Down Exhibition Road and I arrived at the Science Museum for the fair, held in the temporary exhibition space on the 1st floor. I’m glad I didn’t have to pay the £15 entry fee due to my free ticket. It would gall me to have to pay to enter what is in effect just a big shop. There was a good selection though, and I was particularly taken with the maritime pieces. It was also good to finally see Matt’s work up close – I was intrigued as to how he can get such control and precision with watercolour in his paintings. They were a bit outside my budget, though, to bring one home, and I don’t think Mrs Hillplodder is especially taken with them either. The piece that really caught my eye though probably cost about a fiver to do in terms of materials. It was simply a charcoal drawing of a tree on paper. But it was huge and had intricate detail. If I’d had £3,500 spare I’d have been tempted.
Not all of the works, as you would expect in a fair with so varied a selection, took my fancy. I found several instances of paintings priced up at over £500, that weren’t really that far away from what I’m capable of. If nothing else, it gave me some increased confidence that I might be able to sell a picture of two myself.
Outside, and the Museum was crowded so I decided to simply leave and continue with the walk. The next target was Darwin at the Natural History Museum. I looked around for him in vain outside and then realised he was inside. So I endured a queue and bag search simply to walk in and up the main stairs to take his picture and then leave. Of course, I could have simply taken a tenner out of my wallet and used that instead.
I did also say hi to Dippy, whose days are numbered it appears. For me, he IS the Natural History Museum.

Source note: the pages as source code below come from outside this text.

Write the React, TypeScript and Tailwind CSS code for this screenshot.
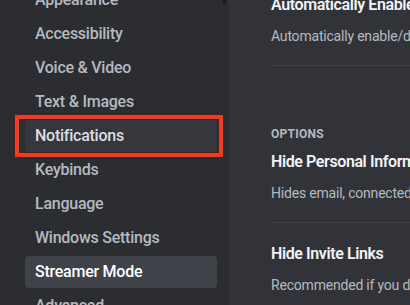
const navItems = [
  "Appearance",
  "Accessibility",
  "Voice & Video",
  "Text & Images",
  "Notifications",
  "Keybinds",
  "Language",
  "Windows Settings",
  "Streamer Mode",
  "Advanced",
]

export default function App() {
  return (
    <div className="flex w-[410px] h-[305px] overflow-hidden font-['Roboto',sans-serif]">
      {/* Sidebar */}
      <div className="relative w-[229px] shrink-0 bg-[#2b2d31] pl-[25px] pr-[12px]">
        <div className="absolute right-[3px] top-0 w-[3px] h-[4px] bg-[#1a1b1e]"></div>
        <div className="flex flex-col gap-[2px] mt-[-16px]">
          {navItems.map((item) => {
            const selected = item === "Streamer Mode"
            const hovered = item === "Notifications"
            return (
              <div
                key={item}
                className={
                  "relative h-8 px-[10px] flex items-center rounded-[4px] text-[16px] font-medium tracking-[-0.25px] " +
                  (selected
                    ? "bg-[#404249] text-white"
                    : hovered
                    ? "bg-[#35373c] text-[#dbdee1]"
                    : "text-[#b5bac1]")
                }
              >
                {item}
                {hovered && (
                  <div className="absolute left-[-10px] right-[-6px] top-[-5px] bottom-[-5px] border-4 border-[#f43b1c]"></div>
                )}
              </div>
            )
          })}
        </div>
      </div>

      {/* Content */}
      <div className="flex-1 min-w-0 bg-[#313338] pl-[42px] overflow-hidden whitespace-nowrap">
        <div className="flex flex-col mt-[-5px]">
          <div className="h-5 leading-5 text-[16px] font-semibold tracking-[-0.4px] text-[#f2f3f5]">Automatically Enable/Disable</div>
          <div className="mt-3 h-[18px] leading-[18px] text-[14px] tracking-[-0.2px] text-[#b5bac1]">
            Automatically enable/disable Streamer Mode when OBS or XSplit is running.
          </div>
          <div className="mt-5 h-px bg-[#3f4147]"></div>

          <div className="mt-[60px] h-4 leading-4 text-[12px] font-bold uppercase tracking-[0.02em] text-[#b5bac1]">Options</div>

          <div className="mt-[10px] h-5 leading-5 text-[16px] font-semibold tracking-[-0.4px] text-[#f2f3f5]">Hide Personal Information</div>
          <div className="mt-3 h-[18px] leading-[18px] text-[14px] tracking-[-0.2px] text-[#b5bac1]">
            Hides email, connected accounts, notes, and anonymizes Discord Tags.
          </div>
          <div className="mt-5 h-px bg-[#3f4147]"></div>

          <div className="mt-[21px] h-5 leading-5 text-[16px] font-semibold tracking-[-0.4px] text-[#f2f3f5]">Hide Invite Links</div>
          <div className="mt-3 h-[18px] leading-[18px] text-[14px] tracking-[-0.2px] text-[#b5bac1]">
            Recommended if you don't want random people accessing your Discord servers.
          </div>
        </div>
      </div>
    </div>
  )
}
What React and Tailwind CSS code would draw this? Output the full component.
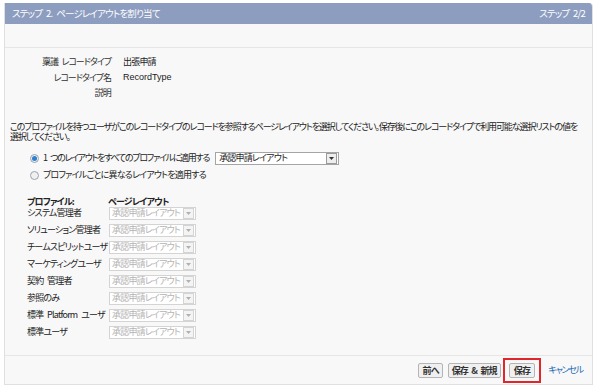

Sloane Square was next on my list as there I would find Sir Hans Sloane, a physician and friend of Newton. The museum I’d just nipped into was founded on his work, but really his real claim to fame is the invention of milk drinking chocolate.
Now I headed for Piccadilly, but spotted Felix Mendelsohn’s blue plaque on the way, realising that I hadn’t even considered the possibility of building them into these walks. Now I think I will, where convenient, but keeping the focus on the statues.
Reaching Piccadilly, this time I was around the back of the RA building where the scientists hang out. Multiple statues adorning the back wall of the Academy – here I saw Leibnitz, Linnaeus, Galileo and various others.
My final target lay on the Embankment at the Institute of Electrical Engineers. But when I got there, I found not Faraday, but a building site. He’d clearly been taken into protective custody for the time being. This was disappointing, after such a good run. Across the road though, was a statue of Isambard Kingdom Brunel, which I took as a consolation prize. OK, he’s an engineer (and hence the subject of a future statues walk), but he did at least apply science.
Round the corner to Temple tube station and the walk was done.